I knew I was supposed to have an opinion on how the web and the capital markets interacted, but I just wanted to write stuff and put it online. Or to talk about web standards—those documents, crafted by committees at the World Wide Web consortium, that defined the contract between a web browser and a web server, outlining how HTML would work. These standards didn’t define just software, but also culture; this was the raw material of human interaction.

And, damn, if this isn’t the best description the post-bubble web:

Heat and light returned. And bit by bit, the software industry insinuated itself into every aspect of global enterprise. Mobile happened, social networks exploded, jobs returned, and coding schools popped up to convert humans into programmers and feed them to the champing maw of commerce. The abstractions I loved became industries.

Oof! That isn’t even the final gut punch. This is:

Here’s what I finally figured out, 25 years in: What Silicon Valley loves most isn’t the products, or the platforms underneath them, but markets.

@20 (Ftrain.com)

Paul Ford marks two decades of publishing on his own site.

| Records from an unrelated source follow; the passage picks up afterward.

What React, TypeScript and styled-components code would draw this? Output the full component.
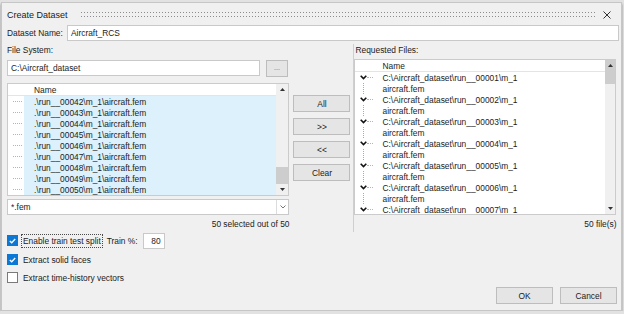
import styled, { createGlobalStyle } from 'styled-components';

const GlobalStyle = createGlobalStyle`
  html, body {
    margin: 0;
    padding: 0;
    background: #e2e2e2;
  }
  body {
    font-family: 'Liberation Sans', Arial, sans-serif;
    font-size: 8.4px;
    color: #1b1b1b;
  }
`;

const Dialog = styled.div`
  box-sizing: border-box;
  width: 621px;
  height: 309px;
  margin: 2px 0 0 1px;
  padding: 0 2px 0 5px;
  background: #f0f0f0;
  border: 1px solid #c6c6c6;
  box-shadow: 0 2px 2px rgba(0, 0, 0, 0.4);
  display: flex;
  flex-direction: column;
`;

const TitleBar = styled.div`
  height: 21px;
  padding-top: 1px;
  display: flex;
  align-items: center;
`;

const Title = styled.span`
  font-size: 9px;
  margin-right: 13px;
`;

const Grip = styled.div`
  flex: 1;
  height: 5px;
  background-image: linear-gradient(to right, #8c8c8c 1px, transparent 1px),
    linear-gradient(to right, #8c8c8c 1px, transparent 1px);
  background-size: 3px 1px, 3px 1px;
  background-position: 0 0, 0 4px;
  background-repeat: repeat-x;
`;

const CloseButton = styled.div`
  width: 8px;
  height: 8px;
  margin: 0 8px 0 6px;
  display: flex;
`;

const FormRow = styled.div`
  display: flex;
  align-items: center;
  height: 16px;
`;

const FieldLabel = styled.span<{ $width?: number }>`
  width: ${(p) => (p.$width ? `${p.$width}px` : 'auto')};
  flex: none;
  white-space: nowrap;
`;

const TextBox = styled.div<{ $width?: number; $align?: string }>`
  box-sizing: border-box;
  height: 16px;
  ${(p) => (p.$width ? `width: ${p.$width}px; flex: none;` : 'flex: 1;')}
  background: #fff;
  border: 1px solid #c9c9c9;
  padding: 0 3px;
  display: flex;
  align-items: center;
  justify-content: ${(p) => p.$align || 'flex-start'};
  white-space: nowrap;
`;

const Main = styled.div`
  display: flex;
  margin-top: 3px;
`;

const LeftColumn = styled.div`
  width: 283px;
  display: flex;
  flex-direction: column;
`;

const SectionLabel = styled.div<{ $indent?: number }>`
  height: 13px;
  line-height: 13px;
  padding-left: ${(p) => p.$indent || 0}px;
`;

const PathRow = styled.div`
  display: flex;
  align-items: flex-start;
  gap: 6px;
  margin-top: 3px;
  height: 17px;
`;

const PushButton = styled.div<{ $width: number }>`
  box-sizing: border-box;
  width: ${(p) => p.$width}px;
  height: 17px;
  flex: none;
  background: #e5e5e5;
  border: 1px solid #bdbdbd;
  display: flex;
  align-items: center;
  justify-content: center;
  white-space: nowrap;
`;

const BrowseDots = styled.span`
  color: #666;
  font-size: 7px;
  margin-top: -2px;
`;

const ListBox = styled.div<{ $height: number; $top: number }>`
  box-sizing: border-box;
  height: ${(p) => p.$height}px;
  margin-top: ${(p) => p.$top}px;
  background: #fff;
  border: 1px solid #cbcbcb;
  display: flex;
  overflow: hidden;
`;

const ListContent = styled.div`
  flex: 1;
  display: flex;
  flex-direction: column;
  min-width: 0;
  overflow: hidden;
`;

const ListHeader = styled.div<{ $indent: number }>`
  height: 12px;
  flex: none;
  box-sizing: border-box;
  border-bottom: 1px solid #e4e4e4;
  display: flex;
  align-items: center;
  padding-left: ${(p) => p.$indent}px;
`;

const FileRow = styled.div`
  height: 11px;
  flex: none;
  display: flex;
`;

const TreeCell = styled.div<{ $width: number }>`
  width: ${(p) => p.$width}px;
  flex: none;
  display: flex;
  align-items: center;
`;

const Dash = styled.span<{ $left: number; $width: number }>`
  margin-left: ${(p) => p.$left}px;
  width: ${(p) => p.$width}px;
  border-top: 1px dotted #b4b4b4;
`;

const VLine = styled.span<{ $left: number }>`
  margin-left: ${(p) => p.$left}px;
  align-self: stretch;
  border-left: 1px dotted #aaaaaa;
`;

const SelectedCell = styled.div`
  flex: 1;
  background: #dcf1fb;
  padding-left: 10px;
  display: flex;
  align-items: center;
  white-space: nowrap;
`;

const Scrollbar = styled.div<{ $width: number }>`
  width: ${(p) => p.$width}px;
  flex: none;
  background: #f0f0f0;
  display: flex;
  flex-direction: column;
`;

const ScrollArrow = styled.div`
  height: 11px;
  flex: none;
  display: flex;
  align-items: center;
  justify-content: center;
`;

const ScrollTrack = styled.div`
  flex: 1;
`;

const ScrollThumb = styled.div<{ $height: number; $withArrow?: boolean }>`
  box-sizing: border-box;
  height: ${(p) => p.$height}px;
  flex: none;
  background: #cdcdcd;
  display: flex;
  justify-content: center;
  padding-top: ${(p) => (p.$withArrow ? 4 : 0)}px;
`;

const Combo = styled.div`
  box-sizing: border-box;
  height: 16px;
  margin-top: 3px;
  background: #fff;
  border: 1px solid #c9c9c9;
  display: flex;
`;

const ComboText = styled.div`
  flex: 1;
  padding-left: 3px;
  display: flex;
  align-items: center;
`;

const ComboArrow = styled.div`
  width: 11px;
  border-left: 1px solid #dcdcdc;
  display: flex;
  align-items: center;
  justify-content: center;
`;

const Counter = styled.div`
  height: 13px;
  line-height: 13px;
  margin-top: 3px;
  text-align: right;
`;

const OptionRow = styled.div<{ $top: number }>`
  height: 15px;
  margin-top: ${(p) => p.$top}px;
  display: flex;
  align-items: center;
`;

const CheckBox = styled.div<{ $checked?: boolean }>`
  box-sizing: border-box;
  width: 11px;
  height: 11px;
  flex: none;
  background: ${(p) => (p.$checked ? '#0a78d4' : '#fff')};
  border: 1px solid ${(p) => (p.$checked ? '#0a78d4' : '#7a7a7a')};
  display: flex;
  align-items: center;
  justify-content: center;
  margin-right: 3px;
`;

const OptionLabel = styled.span<{ $focused?: boolean }>`
  box-sizing: border-box;
  height: 14px;
  padding: 0 1px;
  border: 1px dotted ${(p) => (p.$focused ? '#4a4a4a' : 'transparent')};
  display: flex;
  align-items: center;
  white-space: nowrap;
`;

const TrainLabel = styled.span`
  margin: 0 5px 0 4px;
`;

const ButtonColumn = styled.div`
  width: 57px;
  margin-left: 4px;
  padding-top: 51px;
  display: flex;
  flex-direction: column;
  gap: 6px;
`;

const RightColumn = styled.div`
  width: 265px;
  margin-left: 3px;
  align-self: flex-start;
  border-left: 1px solid #cfcfcf;
  display: flex;
  flex-direction: column;
`;

const RightInner = styled.div`
  width: 262px;
  display: flex;
  flex-direction: column;
  padding-bottom: 1px;
`;

const RequestedItem = styled.div`
  display: flex;
  flex-direction: column;
  flex: none;
`;

const ItemLine = styled.div`
  height: 11px;
  display: flex;
`;

const ItemText = styled.div`
  padding-left: 5px;
  display: flex;
  align-items: center;
  white-space: nowrap;
`;

const Footer = styled.div`
  margin-top: auto;
  padding: 0 2px 6px 0;
  display: flex;
  justify-content: flex-end;
  gap: 7px;
`;

const Chevron = () => (
  <svg width="7" height="5" viewBox="0 0 7 5" style={{ marginLeft: 5, flex: 'none' }}>
    <polyline points="0.7,0.8 3.5,3.6 6.3,0.8" fill="none" stroke="#111" strokeWidth="1.6" />
  </svg>
);

const Triangle = ({ up }: { up?: boolean }) => (
  <svg width="5" height="3" viewBox="0 0 5 3">
    <polygon points={up ? '0,3 2.5,0 5,3' : '0,0 2.5,3 5,0'} fill="#333" />
  </svg>
);

const Tick = () => (
  <svg width="7" height="6" viewBox="0 0 7 6">
    <polyline points="0.8,3 2.7,4.8 6.2,1" fill="none" stroke="#fff" strokeWidth="1.3" />
  </svg>
);

const leftFiles = ['00042', '00043', '00044', '00045', '00046', '00047', '00048', '00049', '00050'];
const requested = ['00001', '00002', '00003', '00004', '00005', '00006', '00007'];

export default function App() {
  return (
    <>
      <GlobalStyle />
      <Dialog>
        <TitleBar>
          <Title>Create Dataset</Title>
          <Grip />
          <CloseButton>
            <svg width="8" height="8" viewBox="0 0 8 8">
              <path d="M0.5 0.5 L7.5 7.5 M7.5 0.5 L0.5 7.5" stroke="#333" strokeWidth="1" />
            </svg>
          </CloseButton>
        </TitleBar>

        <FormRow>
          <FieldLabel $width={60}>Dataset Name:</FieldLabel>
          <TextBox>Aircraft_RCS</TextBox>
        </FormRow>

        <Main>
          <LeftColumn>
            <SectionLabel>File System:</SectionLabel>
            <PathRow>
              <TextBox $width={253}>C:\Aircraft_dataset</TextBox>
              <PushButton $width={22}>
                <BrowseDots>...</BrowseDots>
              </PushButton>
            </PathRow>

            <ListBox $height={113} $top={6}>
              <ListContent>
                <ListHeader $indent={26}>Name</ListHeader>
                {leftFiles.map((n) => (
                  <FileRow key={n}>
                    <TreeCell $width={16}>
                      <Dash $left={5} $width={9} />
                    </TreeCell>
                    <SelectedCell>{`.\\run__${n}\\m_1\\aircraft.fem`}</SelectedCell>
                  </FileRow>
                ))}
              </ListContent>
              <Scrollbar $width={12}>
                <ScrollArrow>
                  <Triangle up />
                </ScrollArrow>
                <ScrollTrack />
                <ScrollThumb $height={17} />
                <ScrollArrow>
                  <Triangle />
                </ScrollArrow>
              </Scrollbar>
            </ListBox>

            <Combo>
              <ComboText>*.fem</ComboText>
              <ComboArrow>
                <svg width="6" height="4" viewBox="0 0 6 4">
                  <polyline points="0.5,0.5 3,3 5.5,0.5" fill="none" stroke="#777" strokeWidth="1" />
                </svg>
              </ComboArrow>
            </Combo>
            <Counter>50 selected out of 50</Counter>

            <OptionRow $top={2}>
              <CheckBox $checked>
                <Tick />
              </CheckBox>
              <OptionLabel $focused>Enable train test split</OptionLabel>
              <TrainLabel>Train %:</TrainLabel>
              <TextBox $width={22} $align="flex-end">80</TextBox>
            </OptionRow>
            <OptionRow $top={4}>
              <CheckBox $checked>
                <Tick />
              </CheckBox>
              <OptionLabel>Extract solid faces</OptionLabel>
            </OptionRow>
            <OptionRow $top={3}>
              <CheckBox />
              <OptionLabel>Extract time-history vectors</OptionLabel>
            </OptionRow>
          </LeftColumn>

          <ButtonColumn>
            <PushButton $width={57}>All</PushButton>
            <PushButton $width={57}>&gt;&gt;</PushButton>
            <PushButton $width={57}>&lt;&lt;</PushButton>
            <PushButton $width={57}>Clear</PushButton>
          </ButtonColumn>

          <RightColumn>
            <RightInner>
              <SectionLabel $indent={1}>Requested Files:</SectionLabel>
              <ListBox $height={156} $top={2}>
                <ListContent>
                  <ListHeader $indent={27}>Name</ListHeader>
                  {requested.map((n) => (
                    <RequestedItem key={n}>
                      <ItemLine>
                        <TreeCell $width={22}>
                          <Chevron />
                          <Dash $left={0} $width={6} />
                        </TreeCell>
                        <ItemText>{`C:\\Aircraft_dataset\\run__${n}\\m_1`}</ItemText>
                      </ItemLine>
                      <ItemLine>
                        <TreeCell $width={22}>
                          <VLine $left={8} />
                        </TreeCell>
                        <ItemText>aircraft.fem</ItemText>
                      </ItemLine>
                    </RequestedItem>
                  ))}
                </ListContent>
                <Scrollbar $width={10}>
                  <ScrollThumb $height={24} $withArrow>
                    <Triangle up />
                  </ScrollThumb>
                  <ScrollTrack />
                  <ScrollArrow>
                    <Triangle />
                  </ScrollArrow>
                </Scrollbar>
              </ListBox>
              <Counter>50 file(s)</Counter>
            </RightInner>
          </RightColumn>
        </Main>

        <Footer>
          <PushButton $width={57}>OK</PushButton>
          <PushButton $width={57}>Cancel</PushButton>
        </Footer>
      </Dialog>
    </>
  );
}
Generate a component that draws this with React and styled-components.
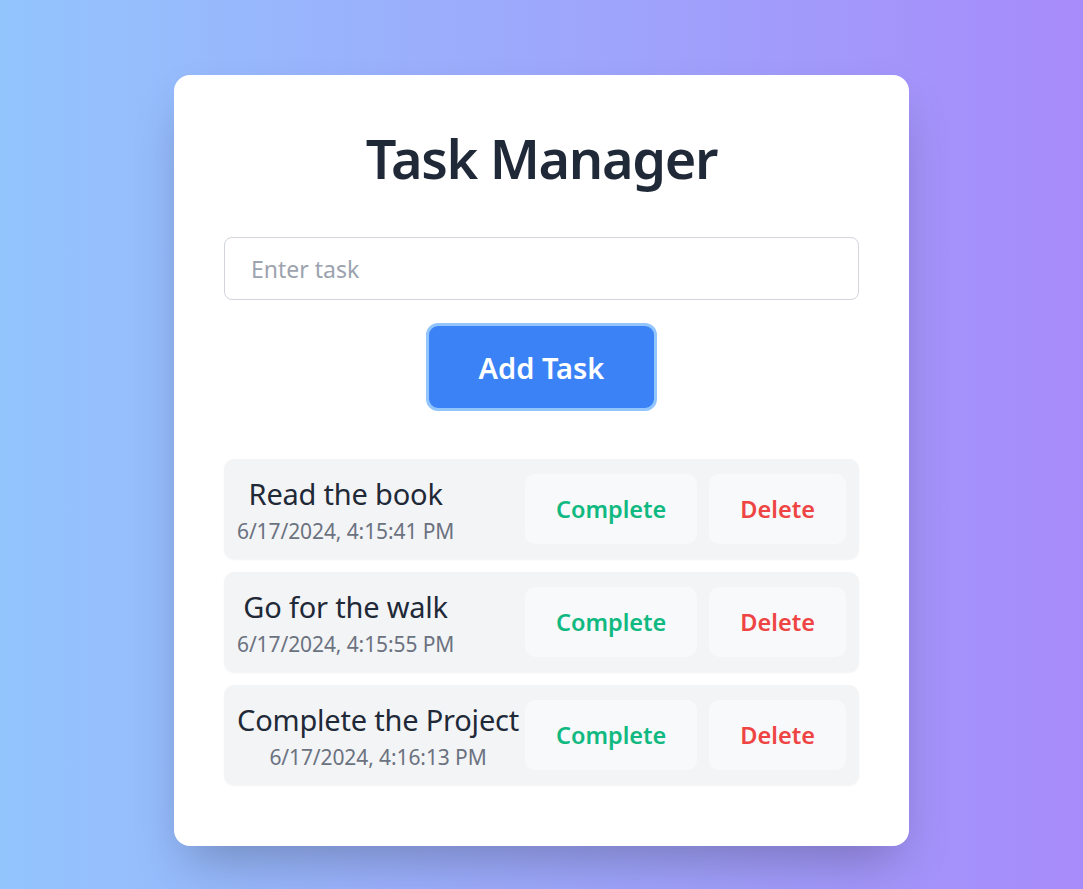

Some days I want to erase this whole thing—much of the writing is sloppy and immature, and I was, too. But why bother to hit the red button? The path of the Internet has seen fit to do that for me.

Paul Ford: What is Code? by Paul Ford

It seems grossly unfair to refer to this as an article. It’s a short book. It’s a very good short book; lucid and entertaining in equal measure. A very enjoyable read.

It is, unfortunately, surrounded by some distracting “enhancements” but perhaps you can use your cleaner-upper software of choice to route around their damage: Instapaper, Pocket, Readability, whatever works for you.

On HTML5 and the Group That Rules the Web

Paul Ford’s potted history of web standards, delivered in his own inimitable style.

Reading through the standards, which are dry as can be, you might imagine that standardization is a polite, almost academic process, where wonks calmly debate topics like semicolon placement. This is not the case.